## AIM
Start at the line where "Output the component" appears and end at the line where "const toX = (bp)" appears; repeat those lines exactly, both ends included, leaving pictures behind.

## RECORDS TO USE
(begin)

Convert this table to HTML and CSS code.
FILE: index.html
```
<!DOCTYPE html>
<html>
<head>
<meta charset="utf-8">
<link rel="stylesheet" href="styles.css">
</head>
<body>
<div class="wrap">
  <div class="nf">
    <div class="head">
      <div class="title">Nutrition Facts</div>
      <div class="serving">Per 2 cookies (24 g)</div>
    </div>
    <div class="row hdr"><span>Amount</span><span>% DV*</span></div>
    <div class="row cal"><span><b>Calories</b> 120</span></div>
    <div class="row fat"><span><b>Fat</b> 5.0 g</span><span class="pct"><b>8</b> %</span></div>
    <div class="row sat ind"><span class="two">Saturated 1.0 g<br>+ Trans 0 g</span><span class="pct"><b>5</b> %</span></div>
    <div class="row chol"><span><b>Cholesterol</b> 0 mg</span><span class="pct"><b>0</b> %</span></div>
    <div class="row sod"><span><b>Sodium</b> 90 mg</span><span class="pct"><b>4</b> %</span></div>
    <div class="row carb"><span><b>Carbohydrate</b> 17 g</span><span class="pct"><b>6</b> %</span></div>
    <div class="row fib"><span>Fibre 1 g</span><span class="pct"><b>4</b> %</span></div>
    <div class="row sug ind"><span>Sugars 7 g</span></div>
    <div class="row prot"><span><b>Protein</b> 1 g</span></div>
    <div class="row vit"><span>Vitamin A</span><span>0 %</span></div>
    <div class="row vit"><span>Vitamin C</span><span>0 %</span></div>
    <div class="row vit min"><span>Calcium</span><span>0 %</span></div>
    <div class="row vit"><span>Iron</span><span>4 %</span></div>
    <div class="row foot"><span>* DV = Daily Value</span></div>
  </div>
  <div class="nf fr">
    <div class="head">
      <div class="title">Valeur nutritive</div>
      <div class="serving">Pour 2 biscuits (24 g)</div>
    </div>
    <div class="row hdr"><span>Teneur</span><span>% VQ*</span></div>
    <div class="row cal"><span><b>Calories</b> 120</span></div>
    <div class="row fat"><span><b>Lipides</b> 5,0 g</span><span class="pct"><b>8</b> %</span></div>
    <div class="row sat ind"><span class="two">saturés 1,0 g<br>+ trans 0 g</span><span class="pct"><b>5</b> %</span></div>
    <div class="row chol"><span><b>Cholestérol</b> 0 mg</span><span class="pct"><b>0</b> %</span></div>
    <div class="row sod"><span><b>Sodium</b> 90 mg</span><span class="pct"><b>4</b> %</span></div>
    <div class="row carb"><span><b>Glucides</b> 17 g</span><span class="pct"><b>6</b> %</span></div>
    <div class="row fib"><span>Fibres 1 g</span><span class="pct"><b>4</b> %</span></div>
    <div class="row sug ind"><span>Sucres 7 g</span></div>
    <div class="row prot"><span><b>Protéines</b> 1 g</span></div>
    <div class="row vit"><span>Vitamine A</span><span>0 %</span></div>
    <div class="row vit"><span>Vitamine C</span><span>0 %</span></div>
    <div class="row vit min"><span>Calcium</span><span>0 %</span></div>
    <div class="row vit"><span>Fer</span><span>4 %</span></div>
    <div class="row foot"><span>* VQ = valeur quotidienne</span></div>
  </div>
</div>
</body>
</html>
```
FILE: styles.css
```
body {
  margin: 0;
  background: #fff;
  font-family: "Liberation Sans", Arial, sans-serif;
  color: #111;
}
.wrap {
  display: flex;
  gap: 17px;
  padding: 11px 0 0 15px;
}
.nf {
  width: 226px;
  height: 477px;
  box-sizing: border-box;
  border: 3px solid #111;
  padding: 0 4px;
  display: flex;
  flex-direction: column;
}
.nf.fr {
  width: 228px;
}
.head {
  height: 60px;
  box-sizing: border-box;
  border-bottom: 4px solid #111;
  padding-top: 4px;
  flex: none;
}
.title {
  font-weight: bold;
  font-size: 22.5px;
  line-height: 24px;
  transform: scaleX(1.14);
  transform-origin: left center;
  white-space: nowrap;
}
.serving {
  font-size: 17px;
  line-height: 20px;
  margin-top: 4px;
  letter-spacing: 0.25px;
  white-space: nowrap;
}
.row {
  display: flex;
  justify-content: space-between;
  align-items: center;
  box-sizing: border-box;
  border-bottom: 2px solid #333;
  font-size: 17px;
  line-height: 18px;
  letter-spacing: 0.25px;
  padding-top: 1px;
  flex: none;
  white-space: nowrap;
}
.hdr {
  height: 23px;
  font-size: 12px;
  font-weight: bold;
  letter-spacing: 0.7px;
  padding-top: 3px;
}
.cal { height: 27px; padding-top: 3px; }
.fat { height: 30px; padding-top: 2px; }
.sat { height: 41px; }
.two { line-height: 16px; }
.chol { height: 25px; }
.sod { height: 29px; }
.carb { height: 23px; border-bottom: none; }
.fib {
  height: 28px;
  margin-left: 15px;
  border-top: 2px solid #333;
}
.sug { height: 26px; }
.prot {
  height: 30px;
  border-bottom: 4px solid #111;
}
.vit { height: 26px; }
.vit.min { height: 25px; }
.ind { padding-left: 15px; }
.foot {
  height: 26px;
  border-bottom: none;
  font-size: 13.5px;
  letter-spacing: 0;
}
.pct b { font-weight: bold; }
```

(end)
(begin)

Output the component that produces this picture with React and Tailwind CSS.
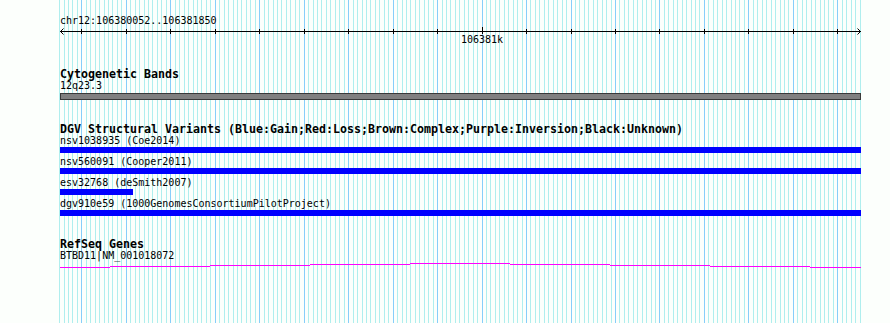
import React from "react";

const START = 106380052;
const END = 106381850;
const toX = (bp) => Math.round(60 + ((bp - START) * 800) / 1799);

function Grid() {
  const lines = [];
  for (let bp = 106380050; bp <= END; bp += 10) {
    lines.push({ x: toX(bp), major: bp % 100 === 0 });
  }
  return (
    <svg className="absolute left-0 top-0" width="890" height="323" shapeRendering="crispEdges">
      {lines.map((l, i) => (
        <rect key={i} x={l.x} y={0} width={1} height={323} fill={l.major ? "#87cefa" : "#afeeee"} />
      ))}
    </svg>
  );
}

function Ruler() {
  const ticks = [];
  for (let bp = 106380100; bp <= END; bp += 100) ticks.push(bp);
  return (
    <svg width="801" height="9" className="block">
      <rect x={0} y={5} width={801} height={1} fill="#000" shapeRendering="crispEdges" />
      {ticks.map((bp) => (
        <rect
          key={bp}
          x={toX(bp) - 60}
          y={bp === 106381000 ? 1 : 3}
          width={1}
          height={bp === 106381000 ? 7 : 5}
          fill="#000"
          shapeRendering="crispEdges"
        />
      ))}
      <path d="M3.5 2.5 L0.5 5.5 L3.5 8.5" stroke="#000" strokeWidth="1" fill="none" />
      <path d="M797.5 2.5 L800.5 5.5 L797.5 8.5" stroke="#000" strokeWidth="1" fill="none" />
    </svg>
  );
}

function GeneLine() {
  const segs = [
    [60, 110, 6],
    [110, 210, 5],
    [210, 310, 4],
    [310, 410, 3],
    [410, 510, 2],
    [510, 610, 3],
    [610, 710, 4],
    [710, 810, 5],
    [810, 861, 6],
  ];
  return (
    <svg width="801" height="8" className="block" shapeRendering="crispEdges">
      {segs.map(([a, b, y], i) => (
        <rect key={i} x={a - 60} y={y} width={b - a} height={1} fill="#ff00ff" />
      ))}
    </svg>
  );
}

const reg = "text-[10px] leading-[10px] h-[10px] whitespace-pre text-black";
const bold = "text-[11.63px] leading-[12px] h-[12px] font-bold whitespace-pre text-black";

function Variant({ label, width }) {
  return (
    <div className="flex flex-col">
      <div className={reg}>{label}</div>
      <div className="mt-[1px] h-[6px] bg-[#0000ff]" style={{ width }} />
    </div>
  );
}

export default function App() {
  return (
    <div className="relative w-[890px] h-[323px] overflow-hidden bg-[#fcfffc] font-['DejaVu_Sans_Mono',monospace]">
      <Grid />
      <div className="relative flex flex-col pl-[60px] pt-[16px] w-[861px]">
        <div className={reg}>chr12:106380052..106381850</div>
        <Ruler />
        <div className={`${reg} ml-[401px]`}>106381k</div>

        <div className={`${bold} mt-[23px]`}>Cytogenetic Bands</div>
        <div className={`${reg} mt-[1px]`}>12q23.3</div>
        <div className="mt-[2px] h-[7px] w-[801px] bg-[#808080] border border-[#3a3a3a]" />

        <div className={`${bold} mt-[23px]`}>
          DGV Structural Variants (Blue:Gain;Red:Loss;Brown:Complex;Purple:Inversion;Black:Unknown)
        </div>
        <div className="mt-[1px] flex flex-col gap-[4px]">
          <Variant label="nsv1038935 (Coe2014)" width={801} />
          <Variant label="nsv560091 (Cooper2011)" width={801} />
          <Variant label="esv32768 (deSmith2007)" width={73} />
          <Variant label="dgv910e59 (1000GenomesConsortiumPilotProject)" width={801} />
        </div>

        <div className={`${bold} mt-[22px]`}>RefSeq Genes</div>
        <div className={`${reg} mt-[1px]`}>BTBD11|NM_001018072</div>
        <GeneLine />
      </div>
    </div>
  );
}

(end)
(begin)

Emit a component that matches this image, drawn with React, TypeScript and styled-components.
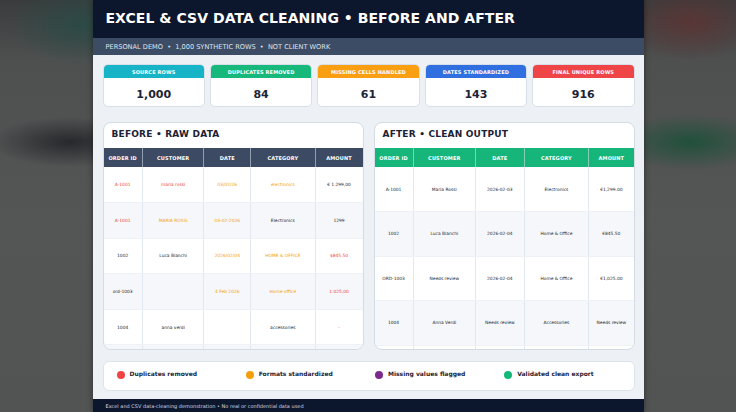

(end)

## SOLUTION BELOW
Output the component that produces this picture with React and Tailwind CSS.
import React from "react";

const START = 106380052;
const END = 106381850;
const toX = (bp) => Math.round(60 + ((bp - START) * 800) / 1799);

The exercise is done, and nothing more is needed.